At the start of the second loop, things change. There are fewer spectators, fewer volunteers (though still enough, and still outstanding), fewer runners, not as much loud music -- in short, it is a little lonely out there, and W2 and I have been running too hard to chat much. As we make our way up the hill toward the Alys Stephens Center, W2 reminds me that if she starts to slow down, I can just keep on going. I say that if she starts to slow down, I will probably want to slow down, too -- that is, if I don't do it first. I think she is just making conversation, but a little later, after walking through a water stop (a brief but necessary break in order to avoid choking), I suggest that we start running again at the nearest light post. She suggests that we wait until the second light post. Fine by me, but uncharacteristic of her. Still, I don't think much of it. Not long after that, she begins to feel queasy and needs to walk in order to avoid being sick. We think perhaps she will feel better if she does get sick, but that doesn't happen, either, so we continue to run/walk until about halfway down Cullom, when she says, Go. But wait -- the go on plan did not take sickness into consideration -- it was just a plan to accommodate the fact that we might end up running at different paces. You don't just leave your sick partner, do you? Shouldn't I stay and help -- trudge through the finish line together because that's what friends do? She never gets sick -- this is a huge blow. This is not the time for her to be alone. Is it? Go, she said. I will be mad at you if you stay. Make me proud. So I went. To be perfectly honest, I still don't feel quite right about that.

Which brings me to Phil. Phil runs marathons as part of his ongoing training schedule. No biggie. Phil is generous and kind, shares, teaches, helps -- Phil is going to help you finish your marathon, no matter what. After finishing the entire course, Phil begins to run back the other way to check up on his friends. He finds me and he asks about Ira. He is concerned when I tell him where we split up -- it is a long way back. So he keeps on running until he finds her, and he runs her all the way to the finish. Ira -- I mean, W2 -- is so Wful that she finishes only a smidgen after her goal time.

I finish strong and am happy with my time, but a little frustrated by the number of times I have to pee. Five. I even have to stop between miles 25 and 26, knowing that it will add precious minutes to my time. Okay maybe one precious minute, but still. I take a few brief walk breaks during the final 10K -- my ego is annoyed by the fact that I am walking when my friend Catherine sees me at mile 24, but she takes a goofy picture of me and that cheers me up, so I pick up the pace and am running strong by the time I see my family cheering for me at mile 25. I am kind of surprised that some of the people who are running with me at that point appear to be far fitter than I, but they aren't going any faster than I am. Others are clearly downtrodden, but they persevere. They cover the distance. They know they can do it. (Once you're past mile 20, you really have no choice but to make it back somehow or another.)

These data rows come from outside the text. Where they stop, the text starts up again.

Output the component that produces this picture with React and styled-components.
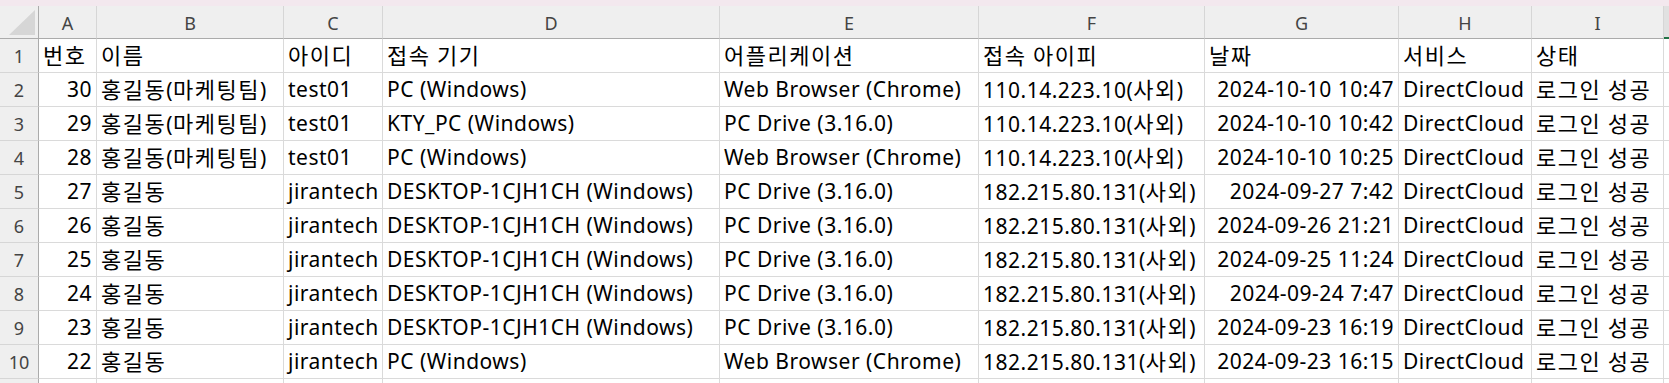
import React from "react";
import styled, { createGlobalStyle } from "styled-components";

const Global = createGlobalStyle`
  html, body { margin: 0; padding: 0; background: #ffffff; overflow: hidden; }
  body { font-family: "Noto Sans", "Noto Sans CJK KR", sans-serif; }
`;

const COLS = "39px 58px 187px 99px 337px 259px 226px 194px 133px 132px 1fr";

const Page = styled.div`
  width: 1669px;
  height: 383px;
  overflow: hidden;
  display: flex;
  flex-direction: column;
`;

const TopStrip = styled.div`
  height: 6px;
  flex: none;
  background: #f3e8ee;
`;

const Grid = styled.div`
  display: grid;
  grid-template-columns: ${COLS};
  grid-auto-rows: 34px;
  grid-template-rows: 33px;
`;

const Corner = styled.div`
  position: relative;
  background: #efefef;
  border-right: 1px solid #ababab;
  border-bottom: 1px solid #ababab;
  box-sizing: border-box;
  &::after {
    content: "";
    position: absolute;
    right: 3px;
    bottom: 3px;
    width: 0;
    height: 0;
    border-style: solid;
    border-width: 0 0 25px 26px;
    border-color: transparent transparent #d6d6d6 transparent;
  }
`;

const ColHead = styled.div`
  box-sizing: border-box;
  background: ${(p) => (p.$active ? "#e1e1e1" : "#efefef")};
  border-right: 1px solid ${(p) => (p.$active ? "#ababab" : "#d6d6d6")};
  border-bottom: ${(p) => (p.$active ? "2px solid #217346" : "1px solid #ababab")};
  display: flex;
  align-items: center;
  justify-content: center;
  font-size: 18px;
  color: #444444;
  padding-top: 2px;
`;

const RowHead = styled.div`
  box-sizing: border-box;
  background: #efefef;
  border-right: 1px solid #ababab;
  border-bottom: 1px solid #d6d6d6;
  display: flex;
  align-items: center;
  justify-content: center;
  font-size: 18px;
  color: #444444;
  padding-top: 1px;
`;

const Cell = styled.div`
  box-sizing: border-box;
  border-right: 1px solid #dadada;
  border-bottom: 1px solid #dadada;
  display: flex;
  align-items: center;
  justify-content: ${(p) => (p.$right ? "flex-end" : "flex-start")};
  padding: 1px 4px 0 4px;
  font-size: 21px;
  letter-spacing: 0.5px;
  color: #000000;
  white-space: pre;
  overflow: hidden;
`;

const Content = styled.span`
  display: inline-block;
  line-height: 1.2;
`;

const Ko = styled.span`
  font-family: "Noto Sans CJK KR", sans-serif;
  font-size: 22px;
  letter-spacing: 1.5px;
  line-height: 1;
`;

const letters = ["A", "B", "C", "D", "E", "F", "G", "H", "I", "J"];

const header = ["번호", "이름", "아이디", "접속 기기", "어플리케이션", "접속 아이피", "날짜", "서비스", "상태", ""];

const rows = [
  ["30", "홍길동(마케팅팀)", "test01", "PC (Windows)", "Web Browser (Chrome)", "110.14.223.10(사외)", "2024-10-10 10:47"],
  ["29", "홍길동(마케팅팀)", "test01", "KTY_PC (Windows)", "PC Drive (3.16.0)", "110.14.223.10(사외)", "2024-10-10 10:42"],
  ["28", "홍길동(마케팅팀)", "test01", "PC (Windows)", "Web Browser (Chrome)", "110.14.223.10(사외)", "2024-10-10 10:25"],
  ["27", "홍길동", "jirantech", "DESKTOP-1CJH1CH (Windows)", "PC Drive (3.16.0)", "182.215.80.131(사외)", "2024-09-27 7:42"],
  ["26", "홍길동", "jirantech", "DESKTOP-1CJH1CH (Windows)", "PC Drive (3.16.0)", "182.215.80.131(사외)", "2024-09-26 21:21"],
  ["25", "홍길동", "jirantech", "DESKTOP-1CJH1CH (Windows)", "PC Drive (3.16.0)", "182.215.80.131(사외)", "2024-09-25 11:24"],
  ["24", "홍길동", "jirantech", "DESKTOP-1CJH1CH (Windows)", "PC Drive (3.16.0)", "182.215.80.131(사외)", "2024-09-24 7:47"],
  ["23", "홍길동", "jirantech", "DESKTOP-1CJH1CH (Windows)", "PC Drive (3.16.0)", "182.215.80.131(사외)", "2024-09-23 16:19"],
  ["22", "홍길동", "jirantech", "PC (Windows)", "Web Browser (Chrome)", "182.215.80.131(사외)", "2024-09-23 16:15"],
].map((r) => [...r, "DirectCloud", "로그인 성공", ""]);

const rightCols = new Set([0, 6]);

function Text({ value }) {
  const parts = value.split(/([가-힣](?:[가-힣 ]*[가-힣])?)/);
  return (
    <Content>
      {parts.map((p, i) =>
        /[가-힣]/.test(p) ? <Ko key={i}>{p}</Ko> : p ? <span key={i}>{p}</span> : null
      )}
    </Content>
  );
}

export default function App() {
  return (
    <Page>
      <Global />
      <TopStrip />
      <Grid>
        <Corner />
        {letters.map((l) => (
          <ColHead key={l} $active={l === "J"}>
            {l === "J" ? "" : l}
          </ColHead>
        ))}
        <RowHead>1</RowHead>
        {header.map((h, i) => (
          <Cell key={"h" + i}>{h && <Text value={h} />}</Cell>
        ))}
        {rows.map((r, ri) => (
          <React.Fragment key={ri}>
            <RowHead>{ri + 2}</RowHead>
            {r.map((v, ci) => (
              <Cell key={ci} $right={rightCols.has(ci)}>
                {v && <Text value={v} />}
              </Cell>
            ))}
          </React.Fragment>
        ))}
        <RowHead />
        {letters.map((l) => (
          <Cell key={"e" + l} />
        ))}
      </Grid>
    </Page>
  );
}
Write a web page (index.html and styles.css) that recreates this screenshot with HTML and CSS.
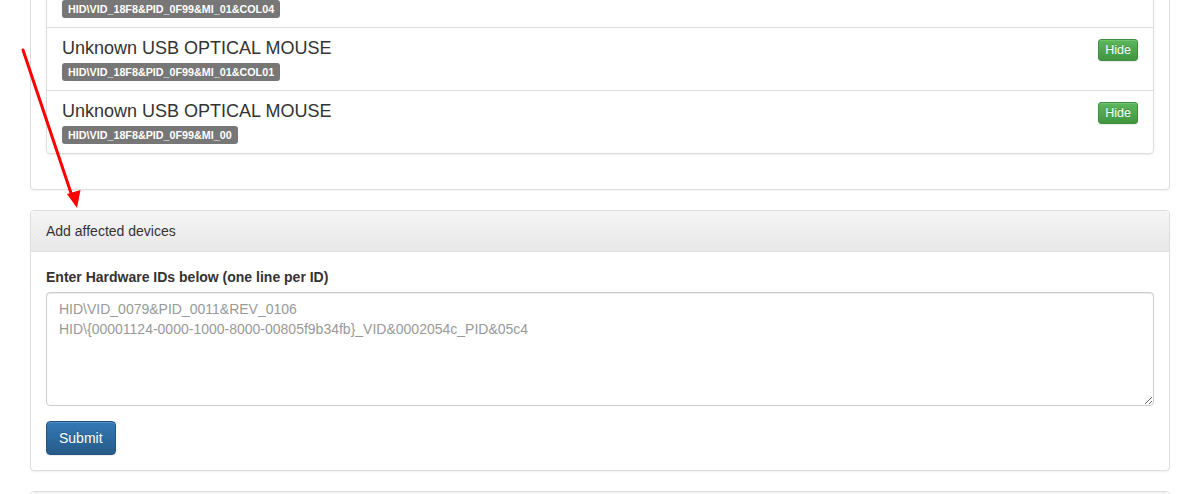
FILE: index.html
```html
<!DOCTYPE html>
<html>
<head>
<meta charset="utf-8">
<link rel="stylesheet" href="styles.css">
</head>
<body>
<div class="page">
  <div class="panel">
    <div class="panel-body">
      <ul class="list-group">
        <li class="list-item">
          <div class="item-main">
            <h4 class="item-title">Unknown USB OPTICAL MOUSE</h4>
            <span class="label">HID\VID_18F8&amp;PID_0F99&amp;MI_01&amp;COL04</span>
          </div>
          <button class="btn-hide">Hide</button>
        </li>
        <li class="list-item">
          <div class="item-main">
            <h4 class="item-title">Unknown USB OPTICAL MOUSE</h4>
            <span class="label">HID\VID_18F8&amp;PID_0F99&amp;MI_01&amp;COL01</span>
          </div>
          <button class="btn-hide">Hide</button>
        </li>
        <li class="list-item">
          <div class="item-main">
            <h4 class="item-title">Unknown USB OPTICAL MOUSE</h4>
            <span class="label">HID\VID_18F8&amp;PID_0F99&amp;MI_00</span>
          </div>
          <button class="btn-hide">Hide</button>
        </li>
      </ul>
    </div>
  </div>

  <div class="panel">
    <div class="panel-heading">Add affected devices</div>
    <div class="panel-body">
      <form class="form">
        <label class="form-label" for="ids">Enter Hardware IDs below (one line per ID)</label>
        <textarea id="ids" class="form-control" rows="5" placeholder="HID\VID_0079&amp;PID_0011&amp;REV_0106&#10;HID\{00001124-0000-1000-8000-00805f9b34fb}_VID&amp;0002054c_PID&amp;05c4"></textarea>
        <button type="button" class="btn-primary">Submit</button>
      </form>
    </div>
  </div>

  <div class="panel">
    <div class="panel-heading panel-heading-empty"></div>
    <div class="panel-body"></div>
  </div>

  <svg class="arrow" width="100" height="220" viewBox="0 0 100 220">
    <line x1="23" y1="50" x2="72" y2="196" stroke="#ff0000" stroke-width="3" stroke-linecap="round"/>
    <polygon points="77,208 67,194 80.5,190" fill="#ff0000"/>
  </svg>
</div>
</body>
</html>
```

FILE: styles.css
```css
* { box-sizing: border-box; }

html, body {
  margin: 0;
  padding: 0;
  background: #fff;
  overflow: hidden;
}

body {
  font-family: "Liberation Sans", Arial, Helvetica, sans-serif;
  font-size: 14px;
  line-height: 20px;
  color: #333;
}

.page {
  position: relative;
  width: 1140px;
  margin: -52px 0 0 30px;
}

.panel {
  background: #fff;
  border: 1px solid #ddd;
  border-radius: 4px;
  box-shadow: 0 1px 2px rgba(0, 0, 0, 0.05);
  margin-bottom: 20px;
}

.panel-heading {
  padding: 10px 15px;
  border-bottom: 1px solid #ddd;
  border-radius: 3px 3px 0 0;
  background: linear-gradient(to bottom, #f5f5f5 0, #e8e8e8 100%);
  color: #333;
  font-size: 14px;
  line-height: 20px;
}

.panel-heading-empty {
  height: 41px;
}

.panel-body {
  padding: 15px;
}

.list-group {
  list-style: none;
  margin: 0 0 20px 0;
  padding: 0;
  border-radius: 4px;
  box-shadow: 0 1px 2px rgba(0, 0, 0, 0.075);
}

.list-item {
  display: flex;
  justify-content: space-between;
  align-items: flex-start;
  padding: 10px 15px 9px;
  border: 1px solid #ddd;
  margin-bottom: -1px;
  background: #fff;
}

.list-item:first-child { border-radius: 4px 4px 0 0; }
.list-item:last-child { border-radius: 0 0 4px 4px; margin-bottom: 0; }

.item-main {
  display: flex;
  flex-direction: column;
  align-items: flex-start;
}

.item-title {
  margin: 0 0 5px;
  font-size: 18px;
  font-weight: normal;
  line-height: 20px;
  color: #333;
}

.label {
  display: inline-block;
  background: #777;
  color: #fff;
  font-size: 10.75px;
  font-weight: bold;
  line-height: 12px;
  padding: 3px 6px 3px;
  border-radius: 3px;
  white-space: nowrap;
}

.btn-hide {
  margin-top: 1px;
  font-family: "Liberation Sans", Arial, sans-serif;
  font-size: 12.5px;
  line-height: 18px;
  height: 22px;
  padding: 1px 6px;
  color: #fff;
  text-shadow: 0 -1px 0 rgba(0, 0, 0, 0.2);
  background: linear-gradient(to bottom, #5cb85c 0, #419641 100%);
  border: 1px solid #3e8f3e;
  border-radius: 3px;
  box-shadow: inset 0 1px 0 rgba(255, 255, 255, 0.15), 0 1px 1px rgba(0, 0, 0, 0.075);
}

.form {
  display: flex;
  flex-direction: column;
  align-items: flex-start;
}

.form-label {
  font-weight: bold;
  margin-bottom: 5px;
}

.form-control {
  display: block;
  width: 100%;
  height: 114px;
  padding: 6px 12px;
  font-family: "Liberation Sans", Arial, sans-serif;
  font-size: 14px;
  line-height: 20px;
  color: #555;
  border: 1px solid #ccc;
  border-radius: 4px;
  box-shadow: inset 0 1px 1px rgba(0, 0, 0, 0.075);
  margin-bottom: 15px;
  resize: vertical;
}

.form-control::placeholder { color: #999; }

.btn-primary {
  font-family: "Liberation Sans", Arial, sans-serif;
  font-size: 14px;
  line-height: 20px;
  height: 34px;
  padding: 6px 12px;
  color: #fff;
  text-shadow: 0 -1px 0 rgba(0, 0, 0, 0.2);
  background: linear-gradient(to bottom, #337ab7 0, #265a88 100%);
  border: 1px solid #245580;
  border-radius: 4px;
  box-shadow: inset 0 1px 0 rgba(255, 255, 255, 0.15), 0 1px 1px rgba(0, 0, 0, 0.075);
}

.arrow {
  position: absolute;
  left: -30px;
  top: 52px;
}
```
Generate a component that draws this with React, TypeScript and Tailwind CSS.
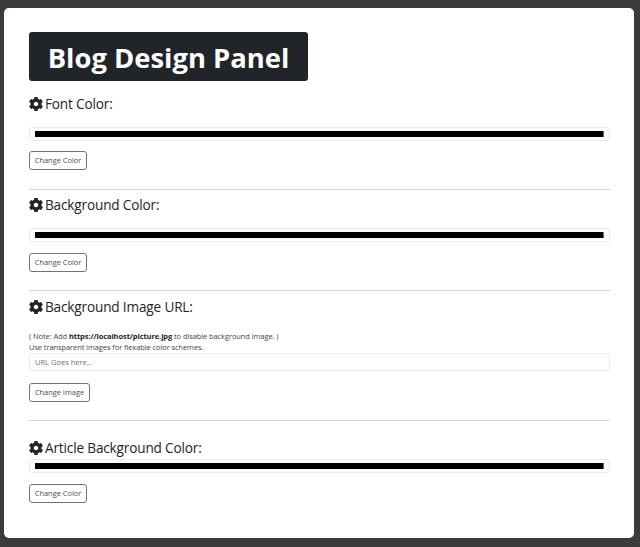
const font = "font-['Open_Sans','Noto_Sans',sans-serif]";

function Gear() {
  return (
    <svg viewBox="16 12 480 488" className="w-[14px] h-[14px] shrink-0" fill="#212529">
      <path d="M487.4 315.7l-42.6-24.6c4.3-23.2 4.3-47 0-70.2l42.6-24.6c4.9-2.8 7.1-8.6 5.5-14-11.1-35.6-30-67.8-54.7-94.6-3.8-4.1-10-5.1-14.8-2.3L380.8 110c-17.9-15.4-38.5-27.3-60.8-35.1V25.8c0-5.6-3.9-10.5-9.4-11.7-36.7-8.2-74.3-7.8-109.2 0-5.5 1.2-9.4 6.1-9.4 11.7V75c-22.2 7.9-42.8 19.8-60.8 35.1L88.7 85.5c-4.9-2.8-11-1.9-14.8 2.3-24.7 26.7-43.6 58.9-54.7 94.6-1.7 5.4.6 11.2 5.5 14L67.3 221c-4.3 23.2-4.3 47 0 70.2l-42.6 24.6c-4.9 2.8-7.1 8.6-5.5 14 11.1 35.6 30 67.8 54.7 94.6 3.8 4.1 10 5.1 14.8 2.3l42.6-24.6c17.9 15.4 38.5 27.3 60.8 35.1v49.2c0 5.6 3.9 10.5 9.4 11.7 36.7 8.2 74.3 7.8 109.2 0 5.5-1.2 9.4-6.1 9.4-11.7v-49.2c22.2-7.9 42.8-19.8 60.8-35.1l42.6 24.6c4.9 2.8 11 1.9 14.8-2.3 24.7-26.7 43.6-58.9 54.7-94.6 1.5-5.5-.7-11.3-5.6-14.1zM256 336c-44.1 0-80-35.9-80-80s35.9-80 80-80 80 35.9 80 80-35.9 80-80 80z" />
    </svg>
  );
}

function Heading({ children, className = "" }: { children: string; className?: string }) {
  return (
    <div className={`flex items-center gap-[2px] text-[13.6px] leading-[20px] tracking-[-0.16px] text-[#212529] ${className}`}>
      <Gear />
      <span>{children}</span>
    </div>
  );
}

function ColorBar({ className = "" }: { className?: string }) {
  return (
    <div className={`h-[14px] rounded-[3px] border border-[#e9ecef] bg-white px-[5px] py-[2px] flex items-center ${className}`}>
      <div className="h-[6px] w-full bg-black border-r border-[#666]" />
    </div>
  );
}

function Btn({ children, className = "" }: { children: string; className?: string }) {
  return (
    <button className={`block h-[19px] whitespace-nowrap rounded-[3px] border border-[#6c757d] bg-white p-0 text-center text-[7.5px] tracking-[-0.05px] leading-[17px] text-[#495057] ${className}`}>
      {children}
    </button>
  );
}

function Rule({ className = "" }: { className?: string }) {
  return <hr className={`border-0 h-px bg-[#d6d6d6] ${className}`} />;
}

export default function App() {
  return (
    <div className={`${font} h-[547px] w-[640px] overflow-hidden bg-[#3b3b3b] pt-[8px] pl-[4px] pr-[6px]`}>
      <div className="h-[530px] rounded-[5px] bg-white pt-[24px] pl-[25px] pr-[24px]">
        <div className="flex h-[49px] w-[279px] items-center justify-center rounded-[3px] bg-[#212529] pt-[2px] text-[27.4px] font-bold leading-none text-white">
          Blog Design Panel
        </div>

        <Heading className="mt-[13px]">Font Color:</Heading>
        <ColorBar className="mt-[13px]" />
        <Btn className="mt-[10px] w-[58px]">Change Color</Btn>
        <Rule className="mt-[19px]" />

        <Heading className="mt-[5px]">Background Color:</Heading>
        <ColorBar className="mt-[13px]" />
        <Btn className="mt-[11px] w-[58px]">Change Color</Btn>
        <Rule className="mt-[18px]" />

        <Heading className="mt-[6px]">Background Image URL:</Heading>
        <div className="mt-[14px] text-[7.5px] tracking-[-0.09px] leading-[11px] text-[#3f444a]">
          <div>( Note: Add <b className="text-[#212529]">https://localhost/picture.jpg</b> to disable background image. )</div>
          <div>Use transparent images for flexable color schemes.</div>
        </div>
        <input
          readOnly
          placeholder="URL Goes here..."
          className="block h-[18px] w-full rounded-[3px] border border-[#e9ecef] bg-white px-[5px] text-[7.5px] placeholder:text-[#6c757d] outline-none"
        />
        <Btn className="mt-[12px] w-[61px]">Change Image</Btn>
        <Rule className="mt-[18px]" />

        <Heading className="mt-[17px]">Article Background Color:</Heading>
        <ColorBar className="mt-[1px]" />
        <Btn className="mt-[11px] w-[58px]">Change Color</Btn>
      </div>
    </div>
  );
}
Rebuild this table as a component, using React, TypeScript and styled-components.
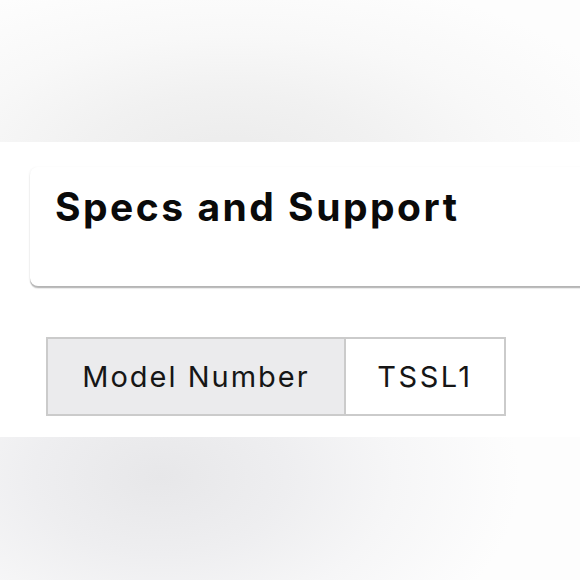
import React from "react";
import styled, { createGlobalStyle } from "styled-components";

const Global = createGlobalStyle`
  *, *::before, *::after { box-sizing: border-box; }
  html, body { margin: 0; padding: 0; background: #fdfdfd; }
  body { font-family: "Inter", "Lato", "Liberation Sans", sans-serif; color: #111; }
`;

const Page = styled.div`
  width: 580px;
  height: 580px;
  display: flex;
  flex-direction: column;
  overflow: hidden;
`;

const Hero = styled.div`
  height: 142px;
  flex: none;
  background: radial-gradient(ellipse 420px 190px at 230px 160px, #ebebeb 0%, #f1f1f1 35%, #f8f8f8 65%, #fdfdfd 100%);
`;

const Section = styled.section`
  flex: none;
  height: 295px;
  background: #ffffff;
  padding: 25px 0 0 30px;
  display: flex;
  flex-direction: column;
`;

const Card = styled.div`
  height: 119px;
  margin-right: -20px;
  background: #fff;
  border-radius: 8px 0 0 8px;
  box-shadow: 0 2px 1px rgba(0, 0, 0, 0.24), 0 3px 1px rgba(0, 0, 0, 0.06), -1px 0 2px rgba(0, 0, 0, 0.04);
  padding: 16px 0 0 25px;
`;

const Title = styled.h2`
  margin: 0;
  font-family: "Inter", "Lato", "Liberation Sans", sans-serif;
  font-weight: 700;
  font-size: 39px;
  line-height: 48px;
  color: #0a0a0a;
  letter-spacing: 2.5px;
`;

const Table = styled.div`
  display: flex;
  margin: 51px 0 0 16px;
  width: 460px;
  height: 79px;
  border: 2px solid #cbcbcb;
`;

const Cell = styled.div<{ $head?: boolean; $w: number; $ls: number }>`
  width: ${(p) => p.$w}px;
  flex: none;
  display: flex;
  align-items: center;
  justify-content: center;
  background: ${(p) => (p.$head ? "#ebebed" : "#ffffff")};
  border-right: ${(p) => (p.$head ? "2px solid #cbcbcb" : "none")};
  font-family: "Inter", "Lato", "Liberation Sans", sans-serif;
  font-size: 29px;
  font-weight: 400;
  letter-spacing: ${(p) => p.$ls}px;
  color: #161616;
`;

const Footer = styled.div`
  flex: 1;
  background: radial-gradient(ellipse 360px 220px at 160px 40px, #e7e7e9 0%, #eeeef0 35%, #f6f6f7 65%, #fdfdfd 100%);
`;

export default function App() {
  return (
    <>
      <Global />
      <Page>
        <Hero />
        <Section>
          <Card>
            <Title>Specs and Support</Title>
          </Card>
          <Table>
            <Cell $head $w={298} $ls={2}>Model Number</Cell>
            <Cell $w={158} $ls={2.5}>TSSL1</Cell>
          </Table>
        </Section>
        <Footer />
      </Page>
    </>
  );
}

Somewhere between miles 22 and 24, I think, This is nuts. I don't think I ever need to do this again. And damn, I really shoulda gotten new shoes at the beginning of the year. But a funny thing happens once it's over. They said you could do it, and you do. And you know that you could do it again. Better.

And here's where the birth metaphor ends. Because you never think of having more kids so that you can get a better one next time (at least, I hope you don't). You don't want kid number two to be any better than kid number one. But marathon number two -- if you don't pee so much, if you don't take any walk breaks except at the water stops, if you set your Garmin to warn you when you're getting off pace, especially in the beginning, when you're feeling strong but you need to conserve, if you buy new shoes when you are supposed to.... Yes. You could. You could do it better.

Tuesday, February 10, 2009

marathon


Tonight I feel cowish. The good, strong heart of a cow. The primitive song and the rhythmic footfall. The steady eye.

On Sunday, I will run like a cow. Heart and song and footfall. If you think a cow cannot run, then you do not live among cows. I am not built like a cow. I do not resemble a cow. When you see me, you do not think, cow. But on Sunday, I will run like a cow.

Sunday, February 8, 2009

the gang's all here

My older brother and his family have lived in Prague for the past decade or so, and my younger brother and his family have lived all over: California, Oklahoma, and now Mobile, Alabama. It's rare that we're all together, but this weekend we were, and I got to meet my striking red-headed nephew for the very first time! He's the little one on the far right. His older sister is next to him in white. My kids are on the left, and the remaining three belong to my younger brother and his wife:


Striking red-headed nephew is also known as "the dude." Here are the dude's parents, his mom* explaining to me why she doesn't like having her picture taken:


What's one of the neatest things about family gatherings at my mom's house? The horseshoe pit.



Lee: 21, Josh: 3. Not exactly regulation play. BURN! says Lee to Josh, nevertheless.

* SIL has an actual camera and knows how to use it, as opposed to my crapass cell phone and hasty clicks. Check out her blog for beautiful shots of all kinds of interesting things.

Monday, February 2, 2009

full moon pie


I was deleting some pictures from my phone when I came across this one. We celebrated Leah's seventh birthday shortly after we moved out here, before we had a functional kitchen or even a bathroom sink. Our guests had to wash their hands in the tub. I couldn't bake a cake with no oven, so I did the next best thing. Okay so maybe it wasn't the next best thing.

Sunday, February 1, 2009

fine german engineering


Well, we did it. We got another dog. A German Shepherd pup named Maya. We're keeping her close for now, only letting her roam by leash until she knows it's home. She spent most of the day running between the front porch and the rest of the house, sliding around on the floor for lack of traction. For anyone interested in really great books about raising dogs, check out what The Monks of New Skete have to offer.

I'm dog tired (ouch), and I've grown weary of the captcha game (although I did find it amusing that the one I most recently encountered was "besynucl"), so that's it for the first day of February.